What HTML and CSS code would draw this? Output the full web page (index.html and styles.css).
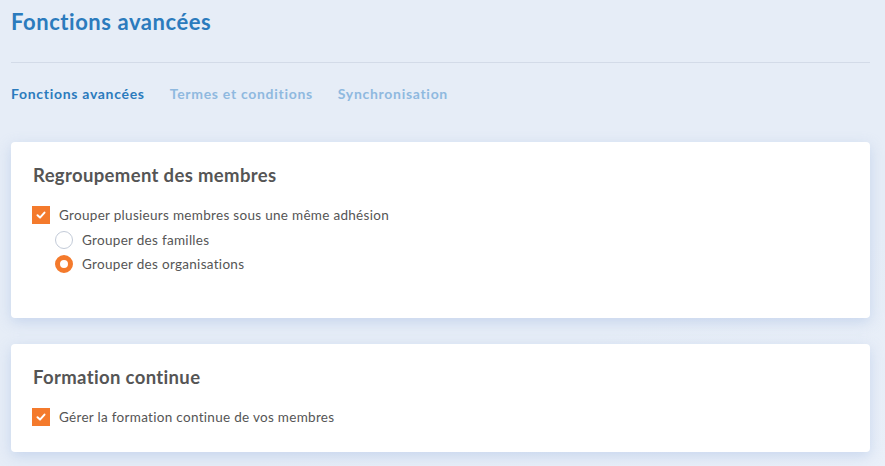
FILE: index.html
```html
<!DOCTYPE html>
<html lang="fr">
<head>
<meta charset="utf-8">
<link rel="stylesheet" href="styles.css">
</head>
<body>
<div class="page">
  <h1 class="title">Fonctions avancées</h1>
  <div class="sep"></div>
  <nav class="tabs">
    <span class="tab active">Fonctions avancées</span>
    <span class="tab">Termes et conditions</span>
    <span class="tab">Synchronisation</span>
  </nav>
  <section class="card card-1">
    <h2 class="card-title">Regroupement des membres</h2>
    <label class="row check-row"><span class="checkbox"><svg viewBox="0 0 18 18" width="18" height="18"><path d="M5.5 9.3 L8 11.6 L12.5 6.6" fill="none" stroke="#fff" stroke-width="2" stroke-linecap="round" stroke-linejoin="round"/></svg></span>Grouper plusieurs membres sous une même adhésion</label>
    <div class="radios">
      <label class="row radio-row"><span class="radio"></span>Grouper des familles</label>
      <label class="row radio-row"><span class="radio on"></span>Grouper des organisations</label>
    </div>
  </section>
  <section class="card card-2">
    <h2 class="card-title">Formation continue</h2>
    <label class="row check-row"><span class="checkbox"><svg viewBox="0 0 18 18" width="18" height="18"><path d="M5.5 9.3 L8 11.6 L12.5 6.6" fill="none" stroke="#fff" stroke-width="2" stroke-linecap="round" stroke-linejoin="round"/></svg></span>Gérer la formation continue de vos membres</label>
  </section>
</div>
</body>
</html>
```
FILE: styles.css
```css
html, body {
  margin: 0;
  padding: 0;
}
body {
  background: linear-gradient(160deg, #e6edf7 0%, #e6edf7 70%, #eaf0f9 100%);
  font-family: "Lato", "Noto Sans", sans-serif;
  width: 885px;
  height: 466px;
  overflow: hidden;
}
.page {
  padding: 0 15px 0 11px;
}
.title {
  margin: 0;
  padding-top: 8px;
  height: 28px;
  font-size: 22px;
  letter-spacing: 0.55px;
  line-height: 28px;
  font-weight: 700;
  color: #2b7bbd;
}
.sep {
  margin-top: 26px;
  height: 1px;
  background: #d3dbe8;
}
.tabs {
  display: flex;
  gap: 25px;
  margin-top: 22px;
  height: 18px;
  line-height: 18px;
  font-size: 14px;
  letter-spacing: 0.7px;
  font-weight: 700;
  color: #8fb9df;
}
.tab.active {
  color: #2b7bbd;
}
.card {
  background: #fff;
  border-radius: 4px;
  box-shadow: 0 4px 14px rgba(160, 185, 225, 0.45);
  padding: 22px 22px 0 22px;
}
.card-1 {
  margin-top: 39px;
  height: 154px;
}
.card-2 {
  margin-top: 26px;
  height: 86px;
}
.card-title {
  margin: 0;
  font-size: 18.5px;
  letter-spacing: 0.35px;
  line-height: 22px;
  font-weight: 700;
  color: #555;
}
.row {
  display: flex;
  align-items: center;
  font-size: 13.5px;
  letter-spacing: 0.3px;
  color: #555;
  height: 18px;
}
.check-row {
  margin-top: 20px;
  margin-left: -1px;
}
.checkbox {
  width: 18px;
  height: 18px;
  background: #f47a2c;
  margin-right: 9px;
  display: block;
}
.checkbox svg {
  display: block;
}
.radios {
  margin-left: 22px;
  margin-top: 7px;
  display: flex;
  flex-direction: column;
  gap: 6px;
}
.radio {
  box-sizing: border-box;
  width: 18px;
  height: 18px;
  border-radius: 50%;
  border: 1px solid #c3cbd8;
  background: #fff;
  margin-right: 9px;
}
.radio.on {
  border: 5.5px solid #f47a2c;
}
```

* * *

Repeat the data exactly, excluding the pictures.

What HTML and CSS code would draw this? Output the full web page (index.html and styles.css).
FILE: index.html
```html
<!DOCTYPE html>
<html lang="fr">
<head>
<meta charset="utf-8">
<link rel="stylesheet" href="styles.css">
</head>
<body>
<div class="page">
  <h1 class="title">Fonctions avancées</h1>
  <div class="sep"></div>
  <nav class="tabs">
    <span class="tab active">Fonctions avancées</span>
    <span class="tab">Termes et conditions</span>
    <span class="tab">Synchronisation</span>
  </nav>
  <section class="card card-1">
    <h2 class="card-title">Regroupement des membres</h2>
    <label class="row check-row"><span class="checkbox"><svg viewBox="0 0 18 18" width="18" height="18"><path d="M5.5 9.3 L8 11.6 L12.5 6.6" fill="none" stroke="#fff" stroke-width="2" stroke-linecap="round" stroke-linejoin="round"/></svg></span>Grouper plusieurs membres sous une même adhésion</label>
    <div class="radios">
      <label class="row radio-row"><span class="radio"></span>Grouper des familles</label>
      <label class="row radio-row"><span class="radio on"></span>Grouper des organisations</label>
    </div>
  </section>
  <section class="card card-2">
    <h2 class="card-title">Formation continue</h2>
    <label class="row check-row"><span class="checkbox"><svg viewBox="0 0 18 18" width="18" height="18"><path d="M5.5 9.3 L8 11.6 L12.5 6.6" fill="none" stroke="#fff" stroke-width="2" stroke-linecap="round" stroke-linejoin="round"/></svg></span>Gérer la formation continue de vos membres</label>
  </section>
</div>
</body>
</html>
```
FILE: styles.css
```css
html, body {
  margin: 0;
  padding: 0;
}
body {
  background: linear-gradient(160deg, #e6edf7 0%, #e6edf7 70%, #eaf0f9 100%);
  font-family: "Lato", "Noto Sans", sans-serif;
  width: 885px;
  height: 466px;
  overflow: hidden;
}
.page {
  padding: 0 15px 0 11px;
}
.title {
  margin: 0;
  padding-top: 8px;
  height: 28px;
  font-size: 22px;
  letter-spacing: 0.55px;
  line-height: 28px;
  font-weight: 700;
  color: #2b7bbd;
}
.sep {
  margin-top: 26px;
  height: 1px;
  background: #d3dbe8;
}
.tabs {
  display: flex;
  gap: 25px;
  margin-top: 22px;
  height: 18px;
  line-height: 18px;
  font-size: 14px;
  letter-spacing: 0.7px;
  font-weight: 700;
  color: #8fb9df;
}
.tab.active {
  color: #2b7bbd;
}
.card {
  background: #fff;
  border-radius: 4px;
  box-shadow: 0 4px 14px rgba(160, 185, 225, 0.45);
  padding: 22px 22px 0 22px;
}
.card-1 {
  margin-top: 39px;
  height: 154px;
}
.card-2 {
  margin-top: 26px;
  height: 86px;
}
.card-title {
  margin: 0;
  font-size: 18.5px;
  letter-spacing: 0.35px;
  line-height: 22px;
  font-weight: 700;
  color: #555;
}
.row {
  display: flex;
  align-items: center;
  font-size: 13.5px;
  letter-spacing: 0.3px;
  color: #555;
  height: 18px;
}
.check-row {
  margin-top: 20px;
  margin-left: -1px;
}
.checkbox {
  width: 18px;
  height: 18px;
  background: #f47a2c;
  margin-right: 9px;
  display: block;
}
.checkbox svg {
  display: block;
}
.radios {
  margin-left: 22px;
  margin-top: 7px;
  display: flex;
  flex-direction: column;
  gap: 6px;
}
.radio {
  box-sizing: border-box;
  width: 18px;
  height: 18px;
  border-radius: 50%;
  border: 1px solid #c3cbd8;
  background: #fff;
  margin-right: 9px;
}
.radio.on {
  border: 5.5px solid #f47a2c;
}
```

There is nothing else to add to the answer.